Doyon v. Town of South Windsor

The plaintiffs Pamela and Wayne Stone appeal1 from a judgment rendered for the defendant upon the granting of the defendant's motion to strike the complaint. Those plaintiffs and others2 brought this action to enjoin the defendant from implementing a *Page 418 flood and erosion control project which would result in the taking of their properties. On July 6, 1981, the defendant's town council voted to acquire the plaintiffs' property pursuant to General Statutes 25-863 as part of phase II of the Avery Brook Watershed Protection and Flood Prevention Project. In an attempt to comply with General Statutes 25-84,4 the town council designated itself by resolution as the municipal flood and erosion control board.5

A hearing on the injunction was scheduled for September 8, 1981. It was the plaintiffs' position that the defendant lacked the authority to take their land by way of eminent domain for purposes of flood control6 without first having adopted and implemented the enabling legislation as required by statute. See General Statutes 25-84 et seq. At the hearing, the defendant moved to strike the complaint arguing that the town council is permitted to act as a condemnation board pursuant to 25-84. The motion to strike was granted. The trial court determined that the taking of the plaintiffs' property was authorized by statute by reason of the town's general authority provided in the Home Rule Act; General Statutes 7-194;7 and did not *Page 419 require the necessity of the appointment of an independent flood and erosion control board.

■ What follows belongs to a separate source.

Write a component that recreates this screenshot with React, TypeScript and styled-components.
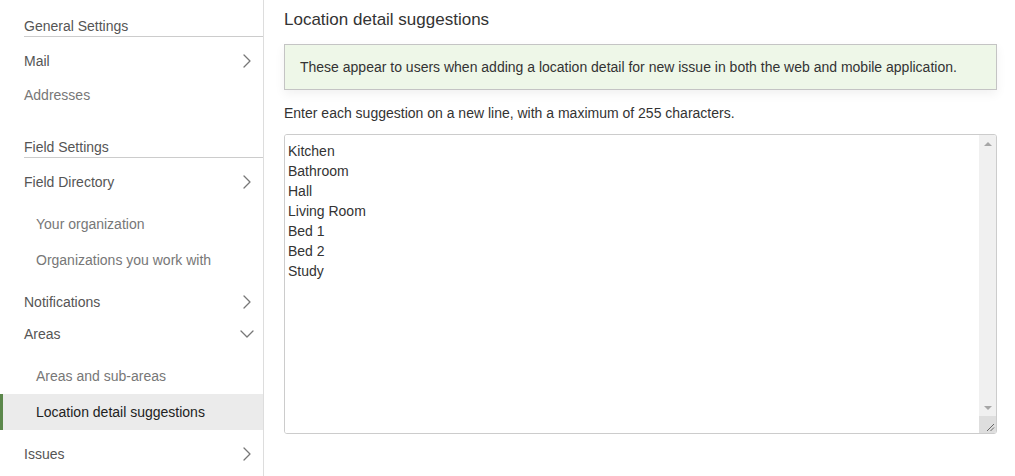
import { ChevronDown, ChevronRight } from "lucide-react";
import styled, { createGlobalStyle } from "styled-components";

const GlobalStyle = createGlobalStyle`
  body {
    margin: 0;
    font-family: "Liberation Sans", Arial, sans-serif;
    font-size: 14px;
    color: #333;
    background: #fff;
  }
`;

const Page = styled.div`
  display: flex;
  height: 476px;
  overflow: hidden;
`;

const Sidebar = styled.nav`
  width: 263px;
  flex-shrink: 0;
  border-right: 1px solid #ddd;
  padding-top: 18px;
`;

const SectionTitle = styled.div<{ $gap?: number }>`
  margin: ${(p) => p.$gap ?? 0}px 0 0 24px;
  padding-bottom: 1px;
  border-bottom: 1px solid #ccc;
  color: #555;
  line-height: 17px;
`;

const NavItem = styled.div<{ $sub?: boolean; $active?: boolean; $muted?: boolean }>`
  display: flex;
  align-items: center;
  justify-content: space-between;
  height: ${(p) => (p.$sub ? 36 : 32)}px;
  padding: 0 4px 0 ${(p) => (p.$sub ? 33 : 21)}px;
  border-left: 3px solid ${(p) => (p.$active ? "#5b874b" : "transparent")};
  background: ${(p) => (p.$active ? "#ebebeb" : "transparent")};
  color: ${(p) => (p.$active ? "#222" : p.$sub || p.$muted ? "#777" : "#555")};
`;

const Spacer = styled.div<{ $h: number }>`
  height: ${(p) => p.$h}px;
`;

const Main = styled.main`
  flex: 1;
  padding: 10px 18px 0 20px;
`;

const Title = styled.h1`
  margin: 0 0 14px;
  font-size: 17px;
  font-weight: normal;
  color: #333;
  line-height: 20px;
`;

const Alert = styled.div`
  background: #eef7e8;
  border: 1px solid #c4c4c4;
  padding: 13px 15px;
  line-height: 18px;
  box-shadow: 0 4px 10px rgba(0, 0, 0, 0.06);
`;

const Hint = styled.p`
  margin: 15px 0 13px;
  line-height: 16px;
`;

const Field = styled.div`
  display: flex;
  height: 300px;
  box-sizing: border-box;
  border: 1px solid #ccc;
  border-radius: 3px;
  overflow: hidden;
`;

const Suggestions = styled.textarea`
  flex: 1;
  box-sizing: border-box;
  padding: 6px 3px;
  border: none;
  font-family: "Liberation Sans", Arial, sans-serif;
  font-size: 14px;
  line-height: 20px;
  color: #333;
  resize: none;
  outline: none;
  overflow: hidden;
`;

const ScrollBar = styled.div`
  width: 17px;
  display: flex;
  flex-direction: column;
  background: #f0f0f0;
`;

const ArrowButton = styled.div<{ $down?: boolean }>`
  height: 17px;
  display: flex;
  align-items: center;
  justify-content: center;

  &::before {
    content: "";
    width: 0;
    height: 0;
    border-left: 4px solid transparent;
    border-right: 4px solid transparent;
    ${(p) => (p.$down ? "border-top" : "border-bottom")}: 4px solid #a6a6a6;
  }
`;

const Track = styled.div`
  flex: 1;
`;

const Grip = styled.div`
  height: 17px;
  background: #dedede;
  display: flex;
`;

const suggestions = ["Kitchen", "Bathroom", "Hall", "Living Room", "Bed 1", "Bed 2", "Study"];

const Chevron = () => <ChevronRight size={24} color="#777" strokeWidth={1.3} />;

export default function App() {
  return (
    <Page>
      <GlobalStyle />
      <Sidebar>
        <SectionTitle>General Settings</SectionTitle>
        <Spacer $h={8} />
        <NavItem>
          Mail <Chevron />
        </NavItem>
        <Spacer $h={2} />
        <NavItem $muted>Addresses</NavItem>
        <SectionTitle $gap={28}>Field Settings</SectionTitle>
        <Spacer $h={8} />
        <NavItem>
          Field Directory <Chevron />
        </NavItem>
        <Spacer $h={8} />
        <NavItem $sub>Your organization</NavItem>
        <NavItem $sub>Organizations you work with</NavItem>
        <Spacer $h={8} />
        <NavItem>
          Notifications <Chevron />
        </NavItem>
        <NavItem>
          Areas <ChevronDown size={24} color="#777" strokeWidth={1.3} />
        </NavItem>
        <Spacer $h={8} />
        <NavItem $sub>Areas and sub-areas</NavItem>
        <NavItem $sub $active>
          Location detail suggestions
        </NavItem>
        <Spacer $h={8} />
        <NavItem>
          Issues <Chevron />
        </NavItem>
      </Sidebar>
      <Main>
        <Title>Location detail suggestions</Title>
        <Alert>
          These appear to users when adding a location detail for new issue in both the web and mobile application.
        </Alert>
        <Hint>Enter each suggestion on a new line, with a maximum of 255 characters.</Hint>
        <Field>
          <Suggestions defaultValue={suggestions.join("\n")} />
          <ScrollBar>
            <ArrowButton />
            <Track />
            <ArrowButton $down />
            <Grip>
              <svg width="17" height="17" viewBox="0 0 17 17">
                <path d="M8 15L15 8M11.5 15L15 11.5" stroke="#666" strokeWidth="1" />
              </svg>
            </Grip>
          </ScrollBar>
        </Field>
      </Main>
    </Page>
  );
}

Subsequently, the plaintiffs moved to reargue.8 The trial court in denying the motion stated that the town council had acted at all times during the condemnation proceedings as the flood and erosion control board and that the taking of the plaintiffs' property and the project had been completed. From a judgment rendered in favor of the defendant, this appeal follows.9

The threshold issue to be determined is whether this appeal should be dismissed as moot. "`It is a well-settled general rule that the existence of an actual controversy is an essential requisite to appellate jurisdiction; it is not the province of appellate courts to decide moot questions, disconnected from the granting of actual relief or from the determination of which no practical relief can follow'. . . . In the absence of an actual and existing controversy for us to adjudicate in any sense of the term, the courts of this state may not be used as a vehicle to obtain judicial opinions upon points of law . . . and where the question presented *Page 420 is purely academic, we must refuse to entertain the appeal." (Citations omitted.) Waterbury Hospital v. Connecticut Health Care Associates, 186 Conn. 247,249-50, 440 A.2d 310 (1982), quoting CEUI v. CSEA,183 Conn. 235, 246-47, 439 A.2d 321 (1981); see Delevieleuse v. Manson, 184 Conn. 434, 436-37,439 A.2d 1055 (1981); Groesbeck v. Sotire, 1 Conn. App. 66,68, 467 A.2d 1245 (1983).

In the present case, the plaintiffs sought in their prayer for relief: "(1) A Temporary and permanent injunction prohibiting and restraining the Defendant from: (a) Taking any interest from any one of the properties of the Plaintiffs as proposed by the Defendant; [and] (b) Entering upon the property of any one of the Plaintiffs for the purpose of taking any action as proposed by the Defendant for the purpose of the `Avery Brook Watershed Protection and Flood Prevention Project.'" In 1982, the taking of the plaintiffs' property was completed and the drainage system was put in place.

The Stones admit in their brief that given the present circumstances of this case, the relief originally sought can no longer be granted. They maintain, however, that the trial court still has jurisdiction to award damages in an amount beyond that sought in their condemnation appeal.10 Even if we were to remand this case, the only relief that could be granted is the injunctive relief requested since the prayer for relief does not contain a request for damages. A decision on the merits of the case would not result in any actual or practical relief to the parties, since the situation that existed at the commencement of this action no longer exists.

The appeal is dismissed as moot.

In this opinion the other judges concurred.